MINIAC Jean | Le Jour

Coup-de-coeur de Tristan FELIX pour Le Jour de Jean MINIAC
DISSONANCES #23

le jour

« Lorsque j’ai appris qu’il manquait un poil à son paillasson, / J’ai vite couru rue de Rivoli pour le remettre en place. » L’homme au paillasson est l’un de ces poèmes sobrement stupéfiants qui créent sur le champ un lecteur humble, attentif, d’une maniaquerie iconoclaste en ces temps de lecture au coupe-coupe.
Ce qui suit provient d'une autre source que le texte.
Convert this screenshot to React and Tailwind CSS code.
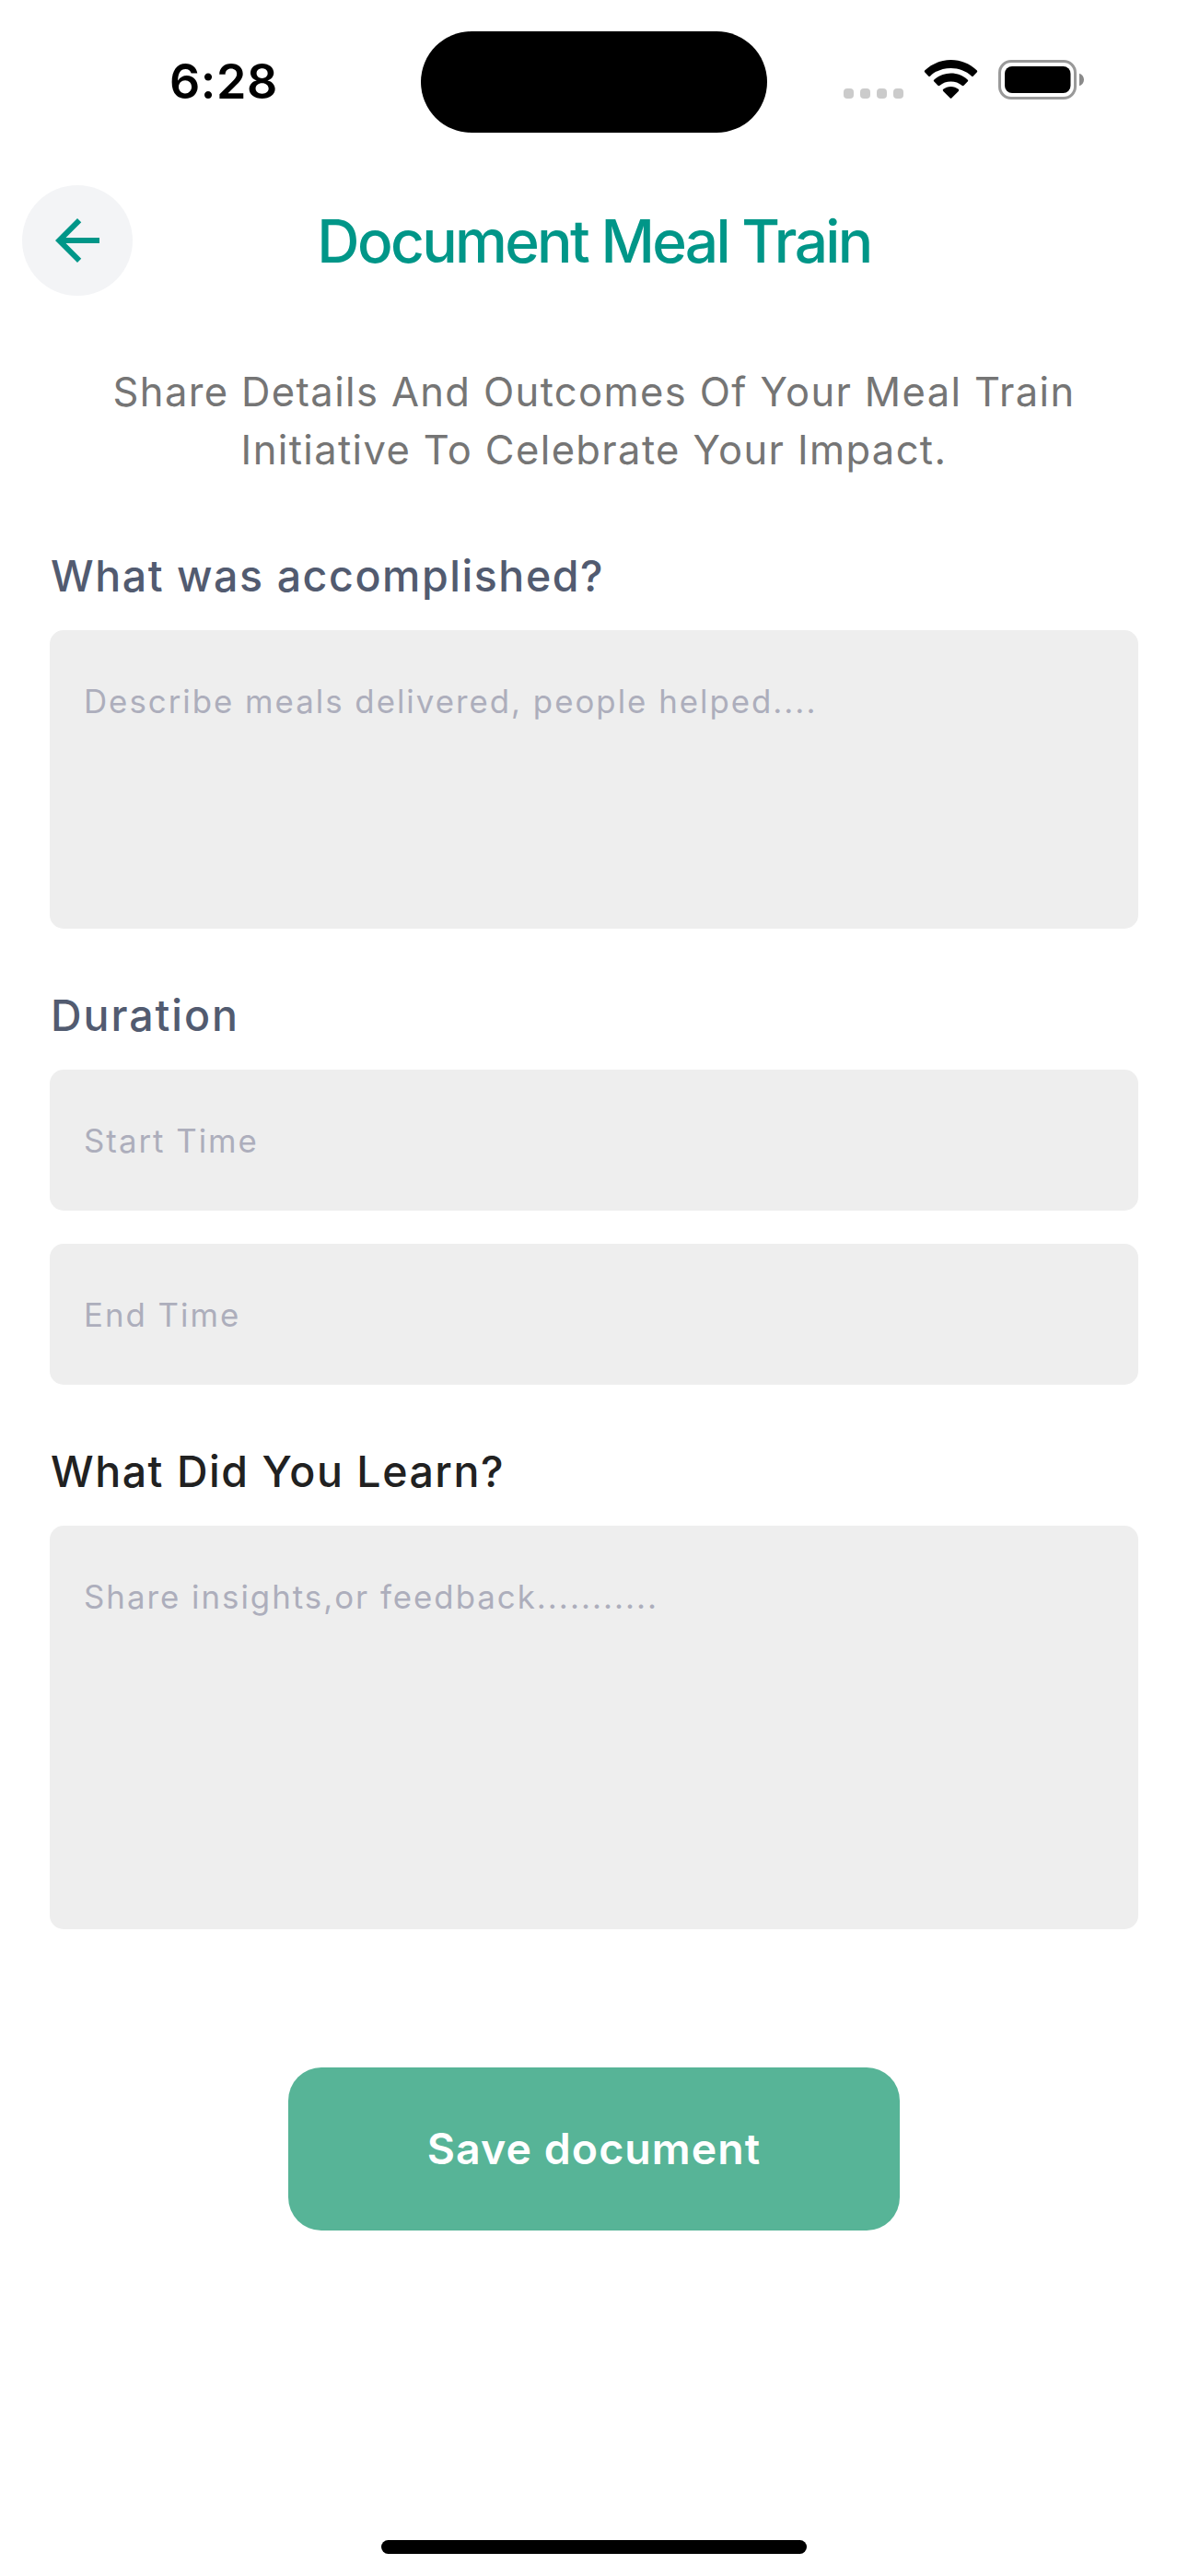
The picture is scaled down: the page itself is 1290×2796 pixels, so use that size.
function StatusBar() {
  return (
    <div className="grid h-[177px] grid-cols-[457px_376px_457px] items-start">
      <time className="mt-[59px] ml-[184px] text-[52px] leading-[60px] font-semibold tracking-[0.6px]">
        6:28
      </time>
      <div className="mt-[34px] h-[110px] rounded-full bg-black" />
      <div className="mt-[65px] ml-[83px] flex h-[43px]">
        <div className="mt-[31px] flex gap-[7px]">
          <span className="size-[11px] rounded-[4px] bg-[#cbcbcb]" />
          <span className="size-[11px] rounded-[4px] bg-[#cbcbcb]" />
          <span className="size-[11px] rounded-[4px] bg-[#cbcbcb]" />
          <span className="size-[11px] rounded-[4px] bg-[#cbcbcb]" />
        </div>
        <svg className="ml-[22px] h-[43px] w-[59px]" viewBox="0 0 59 43" fill="black">
          <path d="M29.5 0C40.3 0 50.2 4.2 57.6 11.2Q58.8 12.3 57.7 13.5L53.9 17.4Q52.9 18.4 51.8 17.4C46 11.9 38.2 8.9 29.5 8.9S13 11.9 7.2 17.4Q6.1 18.4 5.1 17.4L1.3 13.5Q.2 12.3 1.4 11.2C8.8 4.2 18.7 0 29.5 0Z" />
          <path d="M29.5 14.6C36.5 14.6 42.8 17.2 47.6 21.4Q48.8 22.5 47.7 23.6L43.6 27.7Q42.6 28.6 41.5 27.7C38.3 25 34.2 23.5 29.5 23.5S20.7 25 17.5 27.7Q16.4 28.6 15.4 27.7L11.3 23.6Q10.2 22.5 11.4 21.4C16.2 17.2 22.5 14.6 29.5 14.6Z" />
          <path d="M29.5 29C32.6 29 35.5 30.1 37.7 31.8Q38.9 32.8 37.8 33.9L30.5 41.3Q29.5 42.3 28.5 41.3L21.2 33.9Q20.1 32.8 21.3 31.8C23.5 30.1 26.4 29 29.5 29Z" />
        </svg>
        <svg className="ml-[22px] h-[43px] w-[94px]" viewBox="0 0 94 43">
          <rect x="1.5" y="1.5" width="82" height="40" rx="12.5" fill="none" stroke="#999" strokeWidth="3" />
          <rect x="7" y="7" width="71.5" height="29" rx="8" fill="black" />
          <path d="M88 14.8C91 15.7 93 18.4 93 21.5S91 27.3 88 28.2Z" fill="#8a8a8a" />
        </svg>
      </div>
    </div>
  );
}

function Header() {
  return (
    <header className="mt-6 grid h-[120px] grid-cols-[120px_1fr_120px] items-center px-6">
      <button className="flex size-[120px] items-center justify-center rounded-full bg-[#f3f4f6]" aria-label="Back">
        <svg className="size-[72px]" viewBox="0 0 24 24" fill="#009688">
          <path d="M20 11H7.83l5.59-5.59L12 4l-8 8 8 8 1.41-1.41L7.83 13H20v-2z" />
        </svg>
      </button>
      <h1 className="pt-[2px] text-center text-[64px] leading-[80px] font-medium tracking-[-2.66px] whitespace-nowrap text-[#009688]">
        Document Meal Train
      </h1>
    </header>
  );
}

function Label({ className, children }) {
  return (
    <h2 className={`pl-px text-[46.5px] leading-[60px] font-medium ${className}`}>
      {children}
    </h2>
  );
}

function Field({ className, children }) {
  return (
    <div className={`rounded-[15px] bg-[#eeeeee] px-[37px] pt-[54px] text-[34.8px] leading-[46px] tracking-[2px] text-[#adaebc] ${className}`}>
      {children}
    </div>
  );
}

export default function App() {
  return (
    <div className="flex h-[2796px] w-[1290px] flex-col bg-white font-['Inter',sans-serif] text-black">
      <StatusBar />
      <Header />
      <p className="mt-[73px] text-center text-[43.5px] leading-[63px] tracking-[1.37px] text-[#757575]">
        Share Details And Outcomes Of Your Meal Train
        <br />
        Initiative To Celebrate Your Impact.
      </p>
      <main className="mt-[75px] flex flex-col px-[54px]">
        <Label className="tracking-[1.56px] text-[#525b70]">What was accomplished?</Label>
        <Field className="mt-[29px] h-[324px]">Describe meals delivered, people helped....</Field>

        <Label className="mt-[64px] tracking-[1.95px] text-[#525b70]">Duration</Label>
        <Field className="mt-[29px] h-[153px]">Start Time</Field>
        <Field className="mt-[36px] h-[153px]">End Time</Field>

        <Label className="mt-[64px] tracking-[1.53px] text-[#212121]">What Did You Learn?</Label>
        <Field className="mt-[29px] h-[438px]">Share insights,or feedback...........</Field>

        <button className="mt-[150px] h-[177px] w-[664px] self-center rounded-[36px] bg-[#57b497] text-[46.5px] font-semibold tracking-[1.04px] text-white">
          Save document
        </button>
      </main>
      <div className="mt-auto mb-6 h-[15px] w-[462px] self-center rounded-full bg-black" />
    </div>
  );
}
Ici, le poète, dans la gaine précieuse de sa langue, plie et déplie une matière souple, au point que chaque poème redevient un autre lorsqu’on y cherche une évidence. N’est-ce un peu cela, l’acte poétique, que de couler au moment où une main vous tire des abysses ? « on compte trois corps sur lesquels on peut compter – peut-être moins, et lorsqu’ils sont salés et blanchis à leur tour, / Alors les yeux se tournent vers l’étendue pétrifiante – mais si douce. » Le poème inaugural accule au pied des falaises, interrogeant la possibilité du poème dans la vie. Oui, à condition de s’en envelopper pour faire corps avec lui, se dissoudre en son eau trouble. Certains savent faire cela. Dialogues illuminés, méditations, images saintes et saynètes se côtoient dans les ruelles d’un village mental où l’on fait halte, « la mie de pain de l’âme, pilée entre les doigts  ».